GOAL → Retype the data below without altering anything.

-- SUPPLIED INFORMATION start --

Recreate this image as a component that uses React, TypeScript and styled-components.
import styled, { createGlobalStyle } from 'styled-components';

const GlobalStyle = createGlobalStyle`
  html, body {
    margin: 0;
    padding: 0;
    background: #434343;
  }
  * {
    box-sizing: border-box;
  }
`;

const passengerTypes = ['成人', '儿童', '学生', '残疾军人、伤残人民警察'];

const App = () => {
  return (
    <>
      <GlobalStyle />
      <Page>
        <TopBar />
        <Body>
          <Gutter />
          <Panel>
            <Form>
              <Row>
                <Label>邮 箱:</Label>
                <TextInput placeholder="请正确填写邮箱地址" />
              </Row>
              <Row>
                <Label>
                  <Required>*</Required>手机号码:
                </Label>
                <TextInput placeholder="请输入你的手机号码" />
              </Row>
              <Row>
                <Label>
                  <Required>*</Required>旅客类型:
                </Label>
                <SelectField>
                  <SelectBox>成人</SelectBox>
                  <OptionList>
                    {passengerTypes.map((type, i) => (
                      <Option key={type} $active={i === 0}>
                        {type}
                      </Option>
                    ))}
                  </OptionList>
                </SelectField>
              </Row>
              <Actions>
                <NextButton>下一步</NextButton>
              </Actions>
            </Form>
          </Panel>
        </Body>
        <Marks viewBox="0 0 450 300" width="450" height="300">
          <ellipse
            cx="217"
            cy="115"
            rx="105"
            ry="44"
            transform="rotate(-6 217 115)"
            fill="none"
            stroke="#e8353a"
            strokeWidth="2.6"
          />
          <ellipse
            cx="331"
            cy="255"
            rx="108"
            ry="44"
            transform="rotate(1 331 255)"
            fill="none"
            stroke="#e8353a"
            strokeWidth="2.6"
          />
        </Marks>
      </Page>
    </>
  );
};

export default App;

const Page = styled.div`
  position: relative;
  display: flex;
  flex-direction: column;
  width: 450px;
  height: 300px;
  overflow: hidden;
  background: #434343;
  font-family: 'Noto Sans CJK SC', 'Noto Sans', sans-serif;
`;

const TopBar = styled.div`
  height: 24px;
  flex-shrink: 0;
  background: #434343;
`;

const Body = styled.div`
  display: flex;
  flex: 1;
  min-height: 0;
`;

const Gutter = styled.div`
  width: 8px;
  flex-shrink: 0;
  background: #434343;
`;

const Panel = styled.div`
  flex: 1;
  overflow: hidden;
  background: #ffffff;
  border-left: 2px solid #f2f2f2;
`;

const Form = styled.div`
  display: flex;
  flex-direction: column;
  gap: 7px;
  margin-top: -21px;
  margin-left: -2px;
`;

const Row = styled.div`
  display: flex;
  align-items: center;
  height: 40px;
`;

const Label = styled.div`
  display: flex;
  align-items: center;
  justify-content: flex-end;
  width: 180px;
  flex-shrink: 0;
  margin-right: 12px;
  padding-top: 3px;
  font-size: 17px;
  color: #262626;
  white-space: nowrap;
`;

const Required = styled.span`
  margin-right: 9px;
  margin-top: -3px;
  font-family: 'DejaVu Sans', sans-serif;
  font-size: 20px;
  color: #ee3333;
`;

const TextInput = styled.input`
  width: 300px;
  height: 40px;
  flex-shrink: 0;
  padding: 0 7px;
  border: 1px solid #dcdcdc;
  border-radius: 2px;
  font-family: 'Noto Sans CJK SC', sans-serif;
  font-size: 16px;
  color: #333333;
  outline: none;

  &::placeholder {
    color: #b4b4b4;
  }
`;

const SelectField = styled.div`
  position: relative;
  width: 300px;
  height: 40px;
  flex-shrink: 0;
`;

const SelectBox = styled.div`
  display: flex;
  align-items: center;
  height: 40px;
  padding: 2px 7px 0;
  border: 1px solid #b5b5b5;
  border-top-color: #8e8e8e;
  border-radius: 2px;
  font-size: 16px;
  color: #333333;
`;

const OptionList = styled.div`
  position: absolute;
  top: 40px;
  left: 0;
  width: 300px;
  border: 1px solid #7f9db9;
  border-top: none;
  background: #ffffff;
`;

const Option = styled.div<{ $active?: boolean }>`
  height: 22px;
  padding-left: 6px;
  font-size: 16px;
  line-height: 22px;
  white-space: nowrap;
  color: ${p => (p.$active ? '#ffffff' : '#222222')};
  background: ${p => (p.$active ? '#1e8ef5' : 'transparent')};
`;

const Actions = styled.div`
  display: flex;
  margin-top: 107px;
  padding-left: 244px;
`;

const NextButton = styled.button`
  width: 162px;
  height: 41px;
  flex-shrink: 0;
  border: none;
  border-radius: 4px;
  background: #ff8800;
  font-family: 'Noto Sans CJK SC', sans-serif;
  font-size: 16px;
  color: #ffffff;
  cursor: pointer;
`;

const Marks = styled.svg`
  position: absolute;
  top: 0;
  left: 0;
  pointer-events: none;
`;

-- SUPPLIED INFORMATION end --

TASK ANSWER →
Recreate this image as a component that uses React, TypeScript and styled-components.
import styled, { createGlobalStyle } from 'styled-components';

const GlobalStyle = createGlobalStyle`
  html, body {
    margin: 0;
    padding: 0;
    background: #434343;
  }
  * {
    box-sizing: border-box;
  }
`;

const passengerTypes = ['成人', '儿童', '学生', '残疾军人、伤残人民警察'];

const App = () => {
  return (
    <>
      <GlobalStyle />
      <Page>
        <TopBar />
        <Body>
          <Gutter />
          <Panel>
            <Form>
              <Row>
                <Label>邮 箱:</Label>
                <TextInput placeholder="请正确填写邮箱地址" />
              </Row>
              <Row>
                <Label>
                  <Required>*</Required>手机号码:
                </Label>
                <TextInput placeholder="请输入你的手机号码" />
              </Row>
              <Row>
                <Label>
                  <Required>*</Required>旅客类型:
                </Label>
                <SelectField>
                  <SelectBox>成人</SelectBox>
                  <OptionList>
                    {passengerTypes.map((type, i) => (
                      <Option key={type} $active={i === 0}>
                        {type}
                      </Option>
                    ))}
                  </OptionList>
                </SelectField>
              </Row>
              <Actions>
                <NextButton>下一步</NextButton>
              </Actions>
            </Form>
          </Panel>
        </Body>
        <Marks viewBox="0 0 450 300" width="450" height="300">
          <ellipse
            cx="217"
            cy="115"
            rx="105"
            ry="44"
            transform="rotate(-6 217 115)"
            fill="none"
            stroke="#e8353a"
            strokeWidth="2.6"
          />
          <ellipse
            cx="331"
            cy="255"
            rx="108"
            ry="44"
            transform="rotate(1 331 255)"
            fill="none"
            stroke="#e8353a"
            strokeWidth="2.6"
          />
        </Marks>
      </Page>
    </>
  );
};

export default App;

const Page = styled.div`
  position: relative;
  display: flex;
  flex-direction: column;
  width: 450px;
  height: 300px;
  overflow: hidden;
  background: #434343;
  font-family: 'Noto Sans CJK SC', 'Noto Sans', sans-serif;
`;

const TopBar = styled.div`
  height: 24px;
  flex-shrink: 0;
  background: #434343;
`;

const Body = styled.div`
  display: flex;
  flex: 1;
  min-height: 0;
`;

const Gutter = styled.div`
  width: 8px;
  flex-shrink: 0;
  background: #434343;
`;

const Panel = styled.div`
  flex: 1;
  overflow: hidden;
  background: #ffffff;
  border-left: 2px solid #f2f2f2;
`;

const Form = styled.div`
  display: flex;
  flex-direction: column;
  gap: 7px;
  margin-top: -21px;
  margin-left: -2px;
`;

const Row = styled.div`
  display: flex;
  align-items: center;
  height: 40px;
`;

const Label = styled.div`
  display: flex;
  align-items: center;
  justify-content: flex-end;
  width: 180px;
  flex-shrink: 0;
  margin-right: 12px;
  padding-top: 3px;
  font-size: 17px;
  color: #262626;
  white-space: nowrap;
`;

const Required = styled.span`
  margin-right: 9px;
  margin-top: -3px;
  font-family: 'DejaVu Sans', sans-serif;
  font-size: 20px;
  color: #ee3333;
`;

const TextInput = styled.input`
  width: 300px;
  height: 40px;
  flex-shrink: 0;
  padding: 0 7px;
  border: 1px solid #dcdcdc;
  border-radius: 2px;
  font-family: 'Noto Sans CJK SC', sans-serif;
  font-size: 16px;
  color: #333333;
  outline: none;

  &::placeholder {
    color: #b4b4b4;
  }
`;

const SelectField = styled.div`
  position: relative;
  width: 300px;
  height: 40px;
  flex-shrink: 0;
`;

const SelectBox = styled.div`
  display: flex;
  align-items: center;
  height: 40px;
  padding: 2px 7px 0;
  border: 1px solid #b5b5b5;
  border-top-color: #8e8e8e;
  border-radius: 2px;
  font-size: 16px;
  color: #333333;
`;

const OptionList = styled.div`
  position: absolute;
  top: 40px;
  left: 0;
  width: 300px;
  border: 1px solid #7f9db9;
  border-top: none;
  background: #ffffff;
`;

const Option = styled.div<{ $active?: boolean }>`
  height: 22px;
  padding-left: 6px;
  font-size: 16px;
  line-height: 22px;
  white-space: nowrap;
  color: ${p => (p.$active ? '#ffffff' : '#222222')};
  background: ${p => (p.$active ? '#1e8ef5' : 'transparent')};
`;

const Actions = styled.div`
  display: flex;
  margin-top: 107px;
  padding-left: 244px;
`;

const NextButton = styled.button`
  width: 162px;
  height: 41px;
  flex-shrink: 0;
  border: none;
  border-radius: 4px;
  background: #ff8800;
  font-family: 'Noto Sans CJK SC', sans-serif;
  font-size: 16px;
  color: #ffffff;
  cursor: pointer;
`;

const Marks = styled.svg`
  position: absolute;
  top: 0;
  left: 0;
  pointer-events: none;
`;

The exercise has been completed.